Painting by Horace Vernet

The Dog of the Regiment Wounded is an 1819 oil painting by the French artist Horace Vernet. It shows a battle scene from the Napoleonic Wars in which a dog, a regimental mascot, has been wounded in the fighting and is being treated by two French bandsman, a bugler of the voltigeurs and a drummer of the grenadiers.

The work was produced during the Restoration era. It was exhibited at the Salon of 1819 in Paris. It possibly avoided restrictions on portraying or glorifying the fallen Napoleonic regime as both this and its pendant painting The Wounded Trumpeter had been purchased by the Duke of Berry, the nephew of Louis XVIII, prior to the Salon.

It was one of the artist's most popular works.
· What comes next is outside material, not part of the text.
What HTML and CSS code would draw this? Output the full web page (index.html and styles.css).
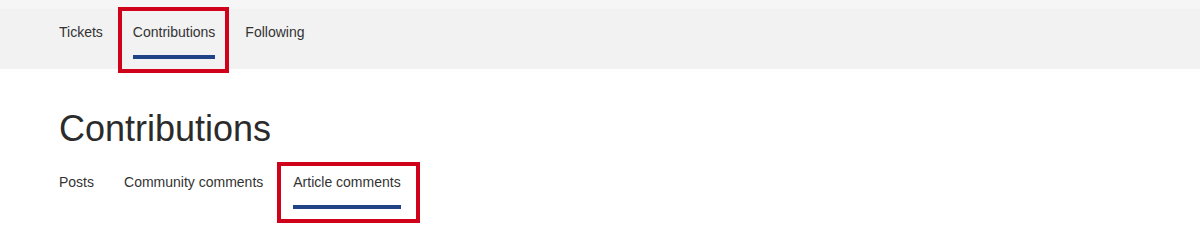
FILE: index.html
```html
<!DOCTYPE html>
<html lang="en">
<head>
<meta charset="utf-8">
<title>Contributions</title>
<link rel="stylesheet" href="styles.css">
</head>
<body>
<header class="header">
  <div class="top-strip"></div>
  <nav class="nav">
    <a class="tab" href="#">Tickets</a>
    <a class="tab active highlight-top" href="#">Contributions</a>
    <a class="tab" href="#">Following</a>
  </nav>
</header>
<main class="main">
  <h1 class="title">Contributions</h1>
  <nav class="subnav">
    <a class="tab" href="#">Posts</a>
    <a class="tab" href="#">Community comments</a>
    <a class="tab active highlight-sub" href="#">Article comments</a>
  </nav>
</main>
</body>
</html>
```
FILE: styles.css
```css
html, body {
  margin: 0;
  padding: 0;
  background: #ffffff;
  font-family: "Liberation Sans", Arial, sans-serif;
  color: #333333;
}

body {
  min-height: 241px;
}

.top-strip {
  height: 9px;
  background: #f6f6f6;
}

.nav {
  display: flex;
  gap: 30px;
  padding: 0 59px 10px;
  background: #f2f2f2;
}

.subnav {
  display: flex;
  gap: 30px;
}

.tab {
  position: relative;
  display: block;
  padding: 13px 0;
  font-size: 14px;
  line-height: 20px;
  color: #333333;
  text-decoration: none;
  border-bottom: 4px solid transparent;
}

.tab.active {
  border-bottom-color: #1f4386;
}

.highlight-top::after,
.highlight-sub::after {
  content: "";
  position: absolute;
  border: 4px solid #d0021b;
  pointer-events: none;
}

.highlight-top::after {
  top: -2px;
  left: -15px;
  right: -14px;
  bottom: -18px;
}

.highlight-sub::after {
  top: 3px;
  left: -16px;
  right: -19px;
  bottom: -18px;
}

.main {
  padding: 0 59px 32px;
}

.title {
  margin: 39px 0 9px;
  font-size: 36px;
  line-height: 42px;
  font-weight: normal;
  color: #2b2b2b;
}
```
Today it is in the Wallace Collection in London, having been acquired from the widowed Duchess of Berry in 1865.

==Bibliography==
- Duffy, Stephen. The Wallace Collection. Scala, 2005.
- Ingamells, John. The Wallace Collection: French Nineteenth Century. Trustees of the Wallace Collection, 1985.
- Harkett, Daniel & Hornstein, Katie (ed.) Horace Vernet and the Thresholds of Nineteenth-Century Visual Culture. Dartmouth College Press, 2017.